What this caller has elaborated from his personal experience is what Thomas Sowell so brilliantly explored in depth in his trio of books, Vision of the Anointed, A Conflict of Visions, and The Quest for Cosmic Justice. At the heart of this issue is a difference in worldview between liberals and conservatives, a different vision of human nature. Sowell named them the constrained vision--for the classic Judeo/Christian view of fallen humanity, constrained by the limitations of a flawed and sinful nature--and the unconstrained vision--for the liberal view of human nature as pure and perfectible and able to achieve utopia through reason and enlightened social engineering. Perhaps more than any other thing this difference in vision is the origin of what become political differences between people--and the resulting behavior they exhibit due to those views.

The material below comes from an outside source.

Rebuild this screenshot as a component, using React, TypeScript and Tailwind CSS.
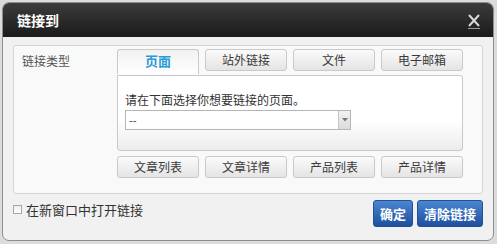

If one believes in the possibility of utopia through government, anyone who believes in limited government is not just a political opponent, not just an ideological dissident, he is a fiend, a kind of sadist who revels in the misery of others as long as his own interests are preserved.
For the conservative looking through the lens of the classic constrained vision, adherents of the unconstrained vision are objects of pity, amusement, possibly even disgust--but not hatred (with the exception of those leftists whose hatred of conservatives impels them to acts of malice, duplicity or violence.) I've often heard conservative friends express bewilderment at the strange ideas held by leftists--ideas, for instance, about human nature that seem so obviously contrary to reality. How can one believe in the perfectibility of human society, the trustworthiness of big government, or the feasibility of unilateral disarmament when every single historical example show them to be empty myths or producers of disaster?
Yet the arguments against conservatism tend not to be arguments at all, but rather vilification and impugnment of the character of the conservative; in other words ad hominem (to the man) attack. The examples are legion, from Howard Dean (former Democrat presidential candidate, and then speaking as head of the Democratic National Committee) saying, "we, in contradistinction to the Republicans, don't want children to go to bed hungry," to the most recent example of president Obama in a speech to union leaders saying, "what is it about working people that Republicans don't like?", all with the same underlying message: Republicans are bad--greedy, venal, oppressive, heartless. And all with the same countervailing psychological reward: making them feel compassionate, ennobled, and heroic. And the greatest irony is, believing so thoroughly their own imputation to conservatives of depraved motivations, they deem us haters (sexist, islamophobic, xenophobic, homophobic, intolerant, racist, or bigoted), while they absolve themselves of their own hatred because they judge their motivations pure. They consider their own feelings not hatred, but rather righteous indignation.
In his recent book Intellectuals and Society Thomas Sowell describes this tendency by leftists to "argue without arguments" with examples going back to the 18th century. Thomas Malthus, a proponent of the classic constrained vision, said of William Godwin, an early proponent of the unconstrained vision, "I cannot doubt the talents of such men as Godwin and Condorcet. I am unwilling to doubt their candor. "But when Godwin referred to Malthus, he called him "malignant," questioned "the humanity of the man," and said "I profess myself at a loss to conceive of what earth the man was made." And early in the 20th century Bertand Russel said,
If you address an audience of unselected men on the prevention of war, you are sure to come up against the middle-aged man who says, with a sneer: "Wars will never stop; it would be contrary to human nature." It is quite obvious that the man who says this delights in war, and would hate a world from which it had been eliminated. (emphasis mine)
In our own time consider how often leftists pundits attribute the motivation of hatred to anyone, for instance, who is opposed to governmental recognition of same-sex marriage, without ever once giving an example of the persons in questions saying they hate homosexuals. Thus the equation is: expressing a governmental policy, cultural normative, or philosophical view contrary to leftist orthodoxy = being a "hater." You don't agree that illegal immigrants should be given full citizenship rights? It's because you hate hispanic people. You don't believe that ever expanding welfare entitlements are good for the country? You hate poor people. You don't believe that all American children in public schools should be given free lunches at the expense of the taxpayer? You hate children. You don't think that women and racial minorities need government-enforced quotas in business hiring and preference in college admission? You are a misogynist and a racist. You disagree with reducing America's military budget? You are a warmonger. Finally, you are appalled at the direction that Barak Obama has taken this country in the less than 2 years he has been president, or simply disagree with his fiscal policies? It's because you are in reality filled with bigoted, white supremacist, spittle-flecked rage at the moral abomination, the against-the-natural-order-of things of a black man being president. How could it be anything else? They judge you a racist...and they hate you for it.